Here’s my theory. Broadcasting, Vol. 1 is a dumping ground EP for Garber’s latest batch of TV placement songs. The soupy melodrama of “The Last Day” wasn’t a great follow-up to “A Million Circles,” but it did appear in a key scene of the third season of Veronica Mars. (An ironically appropriate placement, given that season’s infuriating lack of direction and inspiration.) At least four of National Skyline’s tracks have appeared on MTV’s cultural touchstone Jersey Shore: “Do You,” Bliss & Death’s “Edge of the World” and “Revenge,” and “Look into My Eyes.” If digital single sales are way up and album sales are way down, it’s likely that Garber gains more fans and earns more money by getting those songs on Jersey Shore than releasing an album of them like Bliss & Death.

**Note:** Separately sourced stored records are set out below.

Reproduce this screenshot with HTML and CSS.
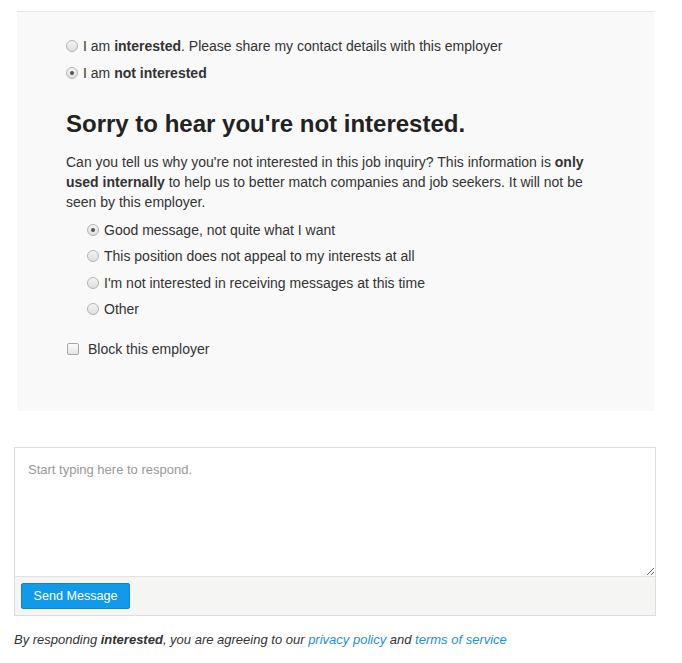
FILE: index.html
```html
<!doctype html>
<html>
    <head>
        <link rel="stylesheet" href="styles.css">
    </head>
    <body>
        <div class="page">
            <form class="reply-panel" onsubmit="return false;">
                <label class="choice">
                    <input type="radio" name="interest" value="yes">
                    <span>I am <b>interested</b>. Please share my contact details with this employer</span>
                </label>
                <label class="choice">
                    <input type="radio" name="interest" value="no" checked>
                    <span>I am <b>not interested</b></span>
                </label>

                <h2 class="sorry">Sorry to hear you're not interested.</h2>
                <p class="why">Can you tell us why you're not interested in this job inquiry? This information is <b>only</b> <b>used internally</b> to help us to better match companies and job seekers. It will not be seen by this employer.</p>

                <div class="reasons">
                    <label class="choice">
                        <input type="radio" name="reason" value="good" checked>
                        <span>Good message, not quite what I want</span>
                    </label>
                    <label class="choice">
                        <input type="radio" name="reason" value="position">
                        <span>This position does not appeal to my interests at all</span>
                    </label>
                    <label class="choice">
                        <input type="radio" name="reason" value="time">
                        <span>I'm not interested in receiving messages at this time</span>
                    </label>
                    <label class="choice">
                        <input type="radio" name="reason" value="other">
                        <span>Other</span>
                    </label>
                </div>

                <label class="choice block">
                    <input type="checkbox" name="block">
                    <span>Block this employer</span>
                </label>
            </form>

            <div class="compose">
                <textarea class="message" placeholder="Start typing here to respond."></textarea>
                <div class="compose-bar">
                    <button class="send">Send Message</button>
                </div>
            </div>

            <p class="terms">By responding <b>interested</b>, you are agreeing to our <a href="#">privacy policy</a> and <a href="#">terms of service</a></p>
        </div>
    </body>
</html>
```

FILE: styles.css
```css
body {
    margin: 0;
    font-family: "Liberation Sans", Arial, sans-serif;
    font-size: 14px;
    color: #333;
    background: #fff;
}
.page {
    padding: 11px 26px 0 14px;
}
.reply-panel {
    margin: 0 2px 0 3px;
    padding: 24px 50px 52px 49px;
    background: #f9f9f9;
    border-top: 1px solid #e6e6e6;
}
.choice {
    display: flex;
    align-items: center;
    height: 20px;
    line-height: 20px;
}
.choice + .choice {
    margin-top: 7px;
}
.choice input {
    margin: 0 5px 0 0;
}
input[type="radio"] {
    -webkit-appearance: none;
    appearance: none;
    width: 12px;
    height: 12px;
    border: 1px solid #b4b4b4;
    border-radius: 50%;
    background: linear-gradient(#f4f4f4, #dedede);
    position: relative;
}
input[type="radio"]:checked::after {
    content: "";
    position: absolute;
    left: 3px;
    top: 3px;
    width: 4px;
    height: 4px;
    border-radius: 50%;
    background: #555;
}
input[type="checkbox"] {
    -webkit-appearance: none;
    appearance: none;
    width: 12px;
    height: 12px;
    border: 1px solid #a8a8a8;
    border-radius: 2px;
    background: linear-gradient(#fcfcfc, #e4e4e4);
}
.sorry {
    margin: 27px 0 0;
    font-size: 24px;
    line-height: 28px;
    color: #222;
}
.why {
    margin: 14px 0 0;
    line-height: 20px;
}
.reasons {
    margin: 8px 0 0 21px;
}
.reasons .choice + .choice {
    margin-top: 6.4px;
}
.block {
    margin-top: 20px;
}
.block input {
    margin: 0 9px 0 1px;
}
.compose {
    margin-top: 36px;
    border: 1px solid #ddd;
}
.message {
    display: block;
    box-sizing: border-box;
    width: 100%;
    height: 128px;
    margin: 0;
    padding: 14px 13px;
    border: 0;
    font-family: "Liberation Sans", Arial, sans-serif;
    font-size: 13px;
    color: #333;
}
.message::placeholder {
    color: #999;
}
.compose-bar {
    padding: 6px 6px 6px;
    background: #f5f5f4;
    border-top: 1px solid #e2e2e2;
}
.send {
    display: block;
    width: 109px;
    height: 26px;
    background: #129aea;
    color: #fff;
    border: 1px solid #0b86cc;
    border-radius: 2px;
    font-family: "Liberation Sans", Arial, sans-serif;
    font-size: 12.6px;
    cursor: pointer;
}
.terms {
    margin: 14px 0 0;
    font-size: 13px;
    line-height: 20px;
    font-style: italic;
    color: #333;
}
.terms a {
    color: #1e8ee0;
    text-decoration: none;
}
```
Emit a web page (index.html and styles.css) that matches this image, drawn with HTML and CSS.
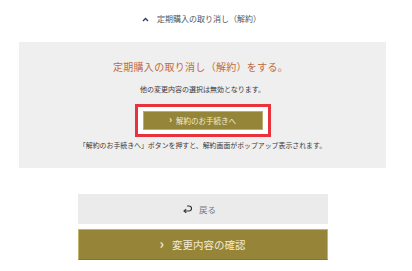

My issue isn’t with Garber’s decision to monetize his music via MTV reality series. The man has to eat. My issue is that the songs on Broadcasting, Vol. 1 are tailor-made for that purpose. I know Garber can write an affecting lyric—“Five Hours Later,” “Tracking Sounds Alone,” “Miss Atlantic,” “This Is Not a Test,” and “Kandles” all qualify—but the on-the-nose emotions of “I’ll Be Allright” are all surface, no depth. How easy would it be to fit lines like “I’m going to be all right, you’ll see / No need to worry about me” and “I won’t call you anymore / And I won’t be there when you’re alone” into a tender post-break-up scene? Is there any other context for it? It’s admittedly not that far off from the pained semi-yodels of “Tracking Sounds Alone”—“I looked you up in the telephone book / I took my phone off the hook” and “I wish you rang / And I wish I sang”—but there’s a complexity (not to mention a genuineness) to the emotion in “Tracking Sounds Alone” as Garber careens between regret, pride, self-doubt, and optimism. Nothing on Broadcasting offers that complexity or rings so true. (Nor can I imagine “Tracking Sounds Alone” being used as background music.)

Does this mean that the proper follow-up to Bliss & Death will be a similar disappointment? Not necessarily. Only “When I’m Alone” seems like a candidate for inclusion, and it sounds more like a good b-side than a deep album cut. With more energy, more guitar overdubs, and better lyrics—i.e. the things that made Bliss & Death worth hearing—Garber’s back on track. But once you’ve gotten used to the on-the-nose lyrical approach, is it difficult to stop? That’s the big question. If Broadcasting, Vol. 1 is, as I suspect, a dumping ground for Garber’s potential TV placements, let’s hope it doesn’t pollute the groundwater of his main base.